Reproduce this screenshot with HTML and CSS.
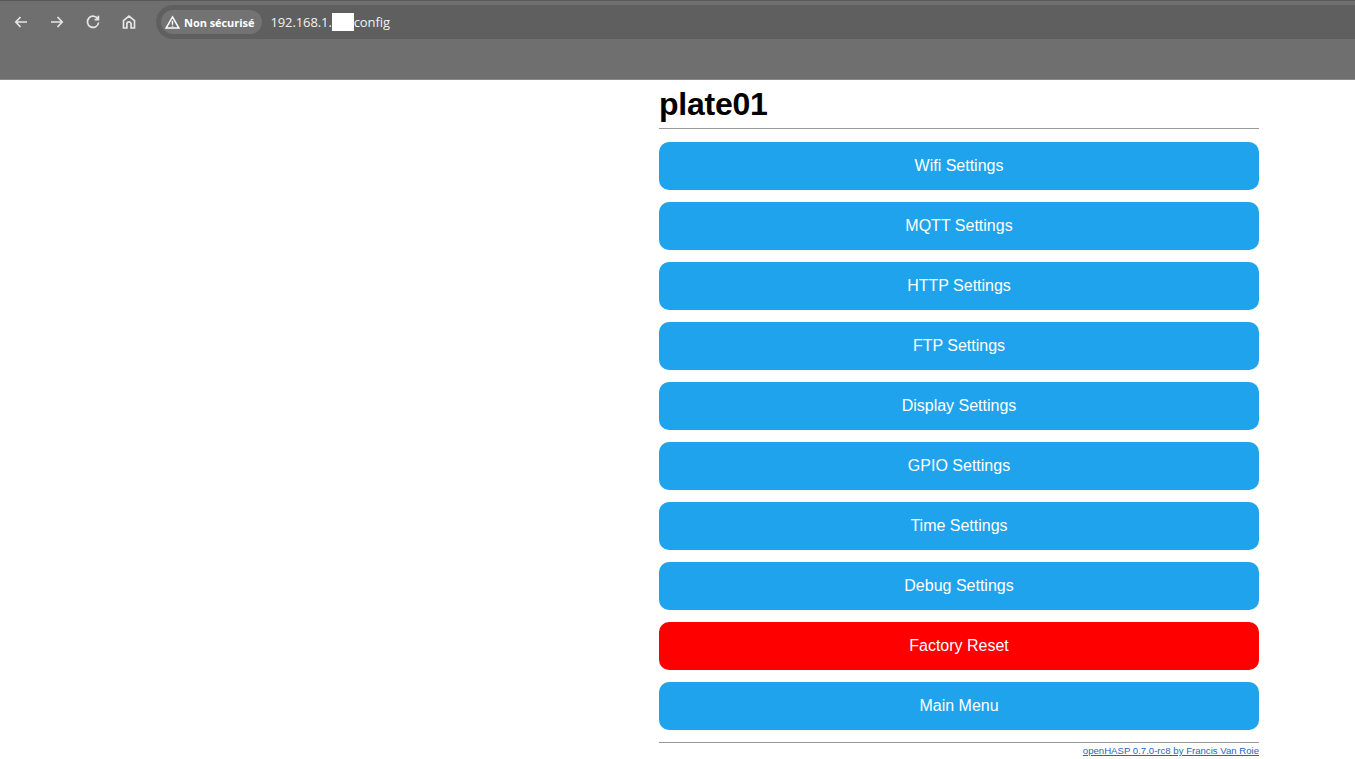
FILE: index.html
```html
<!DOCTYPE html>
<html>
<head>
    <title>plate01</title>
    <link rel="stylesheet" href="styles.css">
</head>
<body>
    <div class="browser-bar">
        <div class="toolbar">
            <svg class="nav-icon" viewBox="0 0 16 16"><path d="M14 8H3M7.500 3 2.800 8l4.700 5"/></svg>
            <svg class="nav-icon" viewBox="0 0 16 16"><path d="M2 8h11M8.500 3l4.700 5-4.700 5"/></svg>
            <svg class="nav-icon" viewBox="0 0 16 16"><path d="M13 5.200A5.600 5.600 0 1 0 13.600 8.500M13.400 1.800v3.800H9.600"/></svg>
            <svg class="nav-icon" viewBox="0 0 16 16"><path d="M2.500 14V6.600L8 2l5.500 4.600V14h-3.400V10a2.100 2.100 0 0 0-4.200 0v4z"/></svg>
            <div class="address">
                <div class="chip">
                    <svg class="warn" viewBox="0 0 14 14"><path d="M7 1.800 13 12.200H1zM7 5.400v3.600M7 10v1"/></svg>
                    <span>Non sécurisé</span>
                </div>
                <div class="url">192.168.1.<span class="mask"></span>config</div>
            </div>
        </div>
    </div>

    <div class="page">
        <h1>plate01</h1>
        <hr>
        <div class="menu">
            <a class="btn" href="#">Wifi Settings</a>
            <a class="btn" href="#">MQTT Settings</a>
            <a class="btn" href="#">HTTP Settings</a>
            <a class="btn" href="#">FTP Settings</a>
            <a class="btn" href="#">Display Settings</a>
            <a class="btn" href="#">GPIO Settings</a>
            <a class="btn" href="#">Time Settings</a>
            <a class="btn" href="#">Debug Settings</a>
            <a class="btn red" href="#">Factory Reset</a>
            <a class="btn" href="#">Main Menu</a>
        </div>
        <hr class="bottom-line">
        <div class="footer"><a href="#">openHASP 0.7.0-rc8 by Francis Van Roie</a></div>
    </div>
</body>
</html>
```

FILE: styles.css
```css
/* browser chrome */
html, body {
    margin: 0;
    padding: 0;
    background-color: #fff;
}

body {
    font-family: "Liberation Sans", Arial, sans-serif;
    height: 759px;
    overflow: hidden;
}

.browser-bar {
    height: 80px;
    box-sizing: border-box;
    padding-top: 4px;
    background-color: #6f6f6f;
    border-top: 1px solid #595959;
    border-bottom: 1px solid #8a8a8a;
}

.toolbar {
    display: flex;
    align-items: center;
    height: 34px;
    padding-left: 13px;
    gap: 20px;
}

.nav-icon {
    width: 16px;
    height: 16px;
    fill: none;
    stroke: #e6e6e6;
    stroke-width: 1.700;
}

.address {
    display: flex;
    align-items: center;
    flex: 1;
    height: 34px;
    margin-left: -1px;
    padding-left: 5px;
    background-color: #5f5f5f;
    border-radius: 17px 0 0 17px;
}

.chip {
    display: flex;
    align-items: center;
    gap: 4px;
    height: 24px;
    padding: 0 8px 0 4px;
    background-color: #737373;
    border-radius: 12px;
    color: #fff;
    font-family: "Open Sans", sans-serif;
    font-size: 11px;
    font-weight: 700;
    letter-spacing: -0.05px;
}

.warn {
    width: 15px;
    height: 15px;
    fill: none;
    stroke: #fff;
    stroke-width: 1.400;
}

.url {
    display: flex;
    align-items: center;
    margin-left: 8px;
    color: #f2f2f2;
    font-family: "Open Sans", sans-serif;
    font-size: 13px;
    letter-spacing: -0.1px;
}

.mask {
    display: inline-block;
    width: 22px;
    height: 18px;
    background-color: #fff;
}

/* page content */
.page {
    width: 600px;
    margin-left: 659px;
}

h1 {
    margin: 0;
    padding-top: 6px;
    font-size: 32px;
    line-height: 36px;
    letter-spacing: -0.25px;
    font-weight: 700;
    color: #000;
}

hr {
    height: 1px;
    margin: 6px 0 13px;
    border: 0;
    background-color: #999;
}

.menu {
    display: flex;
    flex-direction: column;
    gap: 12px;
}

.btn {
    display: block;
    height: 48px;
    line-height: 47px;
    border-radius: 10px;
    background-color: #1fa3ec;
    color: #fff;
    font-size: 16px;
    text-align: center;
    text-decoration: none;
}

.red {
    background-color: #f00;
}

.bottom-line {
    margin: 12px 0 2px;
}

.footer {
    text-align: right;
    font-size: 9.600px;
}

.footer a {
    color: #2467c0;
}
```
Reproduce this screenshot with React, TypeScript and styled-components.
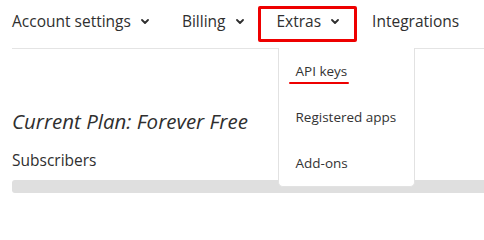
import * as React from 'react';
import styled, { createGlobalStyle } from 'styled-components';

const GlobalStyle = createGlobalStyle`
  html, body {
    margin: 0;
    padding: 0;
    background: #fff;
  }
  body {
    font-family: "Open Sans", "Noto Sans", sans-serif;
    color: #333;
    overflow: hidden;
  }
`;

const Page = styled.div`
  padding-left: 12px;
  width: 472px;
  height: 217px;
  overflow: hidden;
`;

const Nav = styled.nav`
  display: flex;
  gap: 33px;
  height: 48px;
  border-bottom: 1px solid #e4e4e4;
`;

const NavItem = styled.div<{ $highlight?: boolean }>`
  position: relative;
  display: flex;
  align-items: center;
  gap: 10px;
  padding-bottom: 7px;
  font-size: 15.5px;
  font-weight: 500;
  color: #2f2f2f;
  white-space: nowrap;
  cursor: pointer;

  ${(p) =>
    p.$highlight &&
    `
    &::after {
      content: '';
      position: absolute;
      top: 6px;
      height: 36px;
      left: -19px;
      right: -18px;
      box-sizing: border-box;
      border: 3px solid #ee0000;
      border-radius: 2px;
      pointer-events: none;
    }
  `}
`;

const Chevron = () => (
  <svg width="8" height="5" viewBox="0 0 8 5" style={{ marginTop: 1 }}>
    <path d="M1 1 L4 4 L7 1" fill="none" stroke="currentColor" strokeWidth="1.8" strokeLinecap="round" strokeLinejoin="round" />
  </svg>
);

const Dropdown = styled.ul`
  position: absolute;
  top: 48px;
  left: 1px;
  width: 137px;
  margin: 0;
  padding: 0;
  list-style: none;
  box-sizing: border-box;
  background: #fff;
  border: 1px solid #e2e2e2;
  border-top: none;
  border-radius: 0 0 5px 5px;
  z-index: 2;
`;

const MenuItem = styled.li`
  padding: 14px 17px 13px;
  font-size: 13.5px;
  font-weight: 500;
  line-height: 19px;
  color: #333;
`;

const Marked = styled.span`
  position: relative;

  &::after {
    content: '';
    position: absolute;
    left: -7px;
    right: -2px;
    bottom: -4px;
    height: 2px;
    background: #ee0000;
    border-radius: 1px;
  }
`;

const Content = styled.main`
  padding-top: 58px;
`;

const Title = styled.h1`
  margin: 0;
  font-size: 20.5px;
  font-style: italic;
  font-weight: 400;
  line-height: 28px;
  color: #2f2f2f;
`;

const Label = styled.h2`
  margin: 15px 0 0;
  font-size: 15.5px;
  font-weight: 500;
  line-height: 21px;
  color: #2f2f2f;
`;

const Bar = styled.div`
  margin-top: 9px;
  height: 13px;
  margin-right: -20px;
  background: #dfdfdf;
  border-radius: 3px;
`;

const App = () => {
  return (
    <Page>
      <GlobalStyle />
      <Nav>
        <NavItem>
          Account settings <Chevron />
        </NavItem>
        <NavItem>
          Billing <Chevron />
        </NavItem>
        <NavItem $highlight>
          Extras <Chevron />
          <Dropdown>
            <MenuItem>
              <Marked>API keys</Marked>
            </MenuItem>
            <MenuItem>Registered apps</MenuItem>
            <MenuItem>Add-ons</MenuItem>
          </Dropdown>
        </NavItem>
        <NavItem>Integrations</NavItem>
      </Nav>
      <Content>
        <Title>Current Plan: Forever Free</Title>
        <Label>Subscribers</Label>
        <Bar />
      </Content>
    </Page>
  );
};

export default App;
────
Every line above should be repeated exactly; pictures stay out of the copy.

Reproduce this screenshot with HTML and CSS.
FILE: index.html
```html
<!DOCTYPE html>
<html>
<head>
    <title>plate01</title>
    <link rel="stylesheet" href="styles.css">
</head>
<body>
    <div class="browser-bar">
        <div class="toolbar">
            <svg class="nav-icon" viewBox="0 0 16 16"><path d="M14 8H3M7.500 3 2.800 8l4.700 5"/></svg>
            <svg class="nav-icon" viewBox="0 0 16 16"><path d="M2 8h11M8.500 3l4.700 5-4.700 5"/></svg>
            <svg class="nav-icon" viewBox="0 0 16 16"><path d="M13 5.200A5.600 5.600 0 1 0 13.600 8.500M13.400 1.800v3.800H9.600"/></svg>
            <svg class="nav-icon" viewBox="0 0 16 16"><path d="M2.500 14V6.600L8 2l5.500 4.600V14h-3.400V10a2.100 2.100 0 0 0-4.200 0v4z"/></svg>
            <div class="address">
                <div class="chip">
                    <svg class="warn" viewBox="0 0 14 14"><path d="M7 1.800 13 12.200H1zM7 5.400v3.600M7 10v1"/></svg>
                    <span>Non sécurisé</span>
                </div>
                <div class="url">192.168.1.<span class="mask"></span>config</div>
            </div>
        </div>
    </div>

    <div class="page">
        <h1>plate01</h1>
        <hr>
        <div class="menu">
            <a class="btn" href="#">Wifi Settings</a>
            <a class="btn" href="#">MQTT Settings</a>
            <a class="btn" href="#">HTTP Settings</a>
            <a class="btn" href="#">FTP Settings</a>
            <a class="btn" href="#">Display Settings</a>
            <a class="btn" href="#">GPIO Settings</a>
            <a class="btn" href="#">Time Settings</a>
            <a class="btn" href="#">Debug Settings</a>
            <a class="btn red" href="#">Factory Reset</a>
            <a class="btn" href="#">Main Menu</a>
        </div>
        <hr class="bottom-line">
        <div class="footer"><a href="#">openHASP 0.7.0-rc8 by Francis Van Roie</a></div>
    </div>
</body>
</html>
```

FILE: styles.css
```css
/* browser chrome */
html, body {
    margin: 0;
    padding: 0;
    background-color: #fff;
}

body {
    font-family: "Liberation Sans", Arial, sans-serif;
    height: 759px;
    overflow: hidden;
}

.browser-bar {
    height: 80px;
    box-sizing: border-box;
    padding-top: 4px;
    background-color: #6f6f6f;
    border-top: 1px solid #595959;
    border-bottom: 1px solid #8a8a8a;
}

.toolbar {
    display: flex;
    align-items: center;
    height: 34px;
    padding-left: 13px;
    gap: 20px;
}

.nav-icon {
    width: 16px;
    height: 16px;
    fill: none;
    stroke: #e6e6e6;
    stroke-width: 1.700;
}

.address {
    display: flex;
    align-items: center;
    flex: 1;
    height: 34px;
    margin-left: -1px;
    padding-left: 5px;
    background-color: #5f5f5f;
    border-radius: 17px 0 0 17px;
}

.chip {
    display: flex;
    align-items: center;
    gap: 4px;
    height: 24px;
    padding: 0 8px 0 4px;
    background-color: #737373;
    border-radius: 12px;
    color: #fff;
    font-family: "Open Sans", sans-serif;
    font-size: 11px;
    font-weight: 700;
    letter-spacing: -0.05px;
}

.warn {
    width: 15px;
    height: 15px;
    fill: none;
    stroke: #fff;
    stroke-width: 1.400;
}

.url {
    display: flex;
    align-items: center;
    margin-left: 8px;
    color: #f2f2f2;
    font-family: "Open Sans", sans-serif;
    font-size: 13px;
    letter-spacing: -0.1px;
}

.mask {
    display: inline-block;
    width: 22px;
    height: 18px;
    background-color: #fff;
}

/* page content */
.page {
    width: 600px;
    margin-left: 659px;
}

h1 {
    margin: 0;
    padding-top: 6px;
    font-size: 32px;
    line-height: 36px;
    letter-spacing: -0.25px;
    font-weight: 700;
    color: #000;
}

hr {
    height: 1px;
    margin: 6px 0 13px;
    border: 0;
    background-color: #999;
}

.menu {
    display: flex;
    flex-direction: column;
    gap: 12px;
}

.btn {
    display: block;
    height: 48px;
    line-height: 47px;
    border-radius: 10px;
    background-color: #1fa3ec;
    color: #fff;
    font-size: 16px;
    text-align: center;
    text-decoration: none;
}

.red {
    background-color: #f00;
}

.bottom-line {
    margin: 12px 0 2px;
}

.footer {
    text-align: right;
    font-size: 9.600px;
}

.footer a {
    color: #2467c0;
}
```
Reproduce this screenshot with React, TypeScript and styled-components.
import * as React from 'react';
import styled, { createGlobalStyle } from 'styled-components';

const GlobalStyle = createGlobalStyle`
  html, body {
    margin: 0;
    padding: 0;
    background: #fff;
  }
  body {
    font-family: "Open Sans", "Noto Sans", sans-serif;
    color: #333;
    overflow: hidden;
  }
`;

const Page = styled.div`
  padding-left: 12px;
  width: 472px;
  height: 217px;
  overflow: hidden;
`;

const Nav = styled.nav`
  display: flex;
  gap: 33px;
  height: 48px;
  border-bottom: 1px solid #e4e4e4;
`;

const NavItem = styled.div<{ $highlight?: boolean }>`
  position: relative;
  display: flex;
  align-items: center;
  gap: 10px;
  padding-bottom: 7px;
  font-size: 15.5px;
  font-weight: 500;
  color: #2f2f2f;
  white-space: nowrap;
  cursor: pointer;

  ${(p) =>
    p.$highlight &&
    `
    &::after {
      content: '';
      position: absolute;
      top: 6px;
      height: 36px;
      left: -19px;
      right: -18px;
      box-sizing: border-box;
      border: 3px solid #ee0000;
      border-radius: 2px;
      pointer-events: none;
    }
  `}
`;

const Chevron = () => (
  <svg width="8" height="5" viewBox="0 0 8 5" style={{ marginTop: 1 }}>
    <path d="M1 1 L4 4 L7 1" fill="none" stroke="currentColor" strokeWidth="1.8" strokeLinecap="round" strokeLinejoin="round" />
  </svg>
);

const Dropdown = styled.ul`
  position: absolute;
  top: 48px;
  left: 1px;
  width: 137px;
  margin: 0;
  padding: 0;
  list-style: none;
  box-sizing: border-box;
  background: #fff;
  border: 1px solid #e2e2e2;
  border-top: none;
  border-radius: 0 0 5px 5px;
  z-index: 2;
`;

const MenuItem = styled.li`
  padding: 14px 17px 13px;
  font-size: 13.5px;
  font-weight: 500;
  line-height: 19px;
  color: #333;
`;

const Marked = styled.span`
  position: relative;

  &::after {
    content: '';
    position: absolute;
    left: -7px;
    right: -2px;
    bottom: -4px;
    height: 2px;
    background: #ee0000;
    border-radius: 1px;
  }
`;

const Content = styled.main`
  padding-top: 58px;
`;

const Title = styled.h1`
  margin: 0;
  font-size: 20.5px;
  font-style: italic;
  font-weight: 400;
  line-height: 28px;
  color: #2f2f2f;
`;

const Label = styled.h2`
  margin: 15px 0 0;
  font-size: 15.5px;
  font-weight: 500;
  line-height: 21px;
  color: #2f2f2f;
`;

const Bar = styled.div`
  margin-top: 9px;
  height: 13px;
  margin-right: -20px;
  background: #dfdfdf;
  border-radius: 3px;
`;

const App = () => {
  return (
    <Page>
      <GlobalStyle />
      <Nav>
        <NavItem>
          Account settings <Chevron />
        </NavItem>
        <NavItem>
          Billing <Chevron />
        </NavItem>
        <NavItem $highlight>
          Extras <Chevron />
          <Dropdown>
            <MenuItem>
              <Marked>API keys</Marked>
            </MenuItem>
            <MenuItem>Registered apps</MenuItem>
            <MenuItem>Add-ons</MenuItem>
          </Dropdown>
        </NavItem>
        <NavItem>Integrations</NavItem>
      </Nav>
      <Content>
        <Title>Current Plan: Forever Free</Title>
        <Label>Subscribers</Label>
        <Bar />
      </Content>
    </Page>
  );
};

export default App;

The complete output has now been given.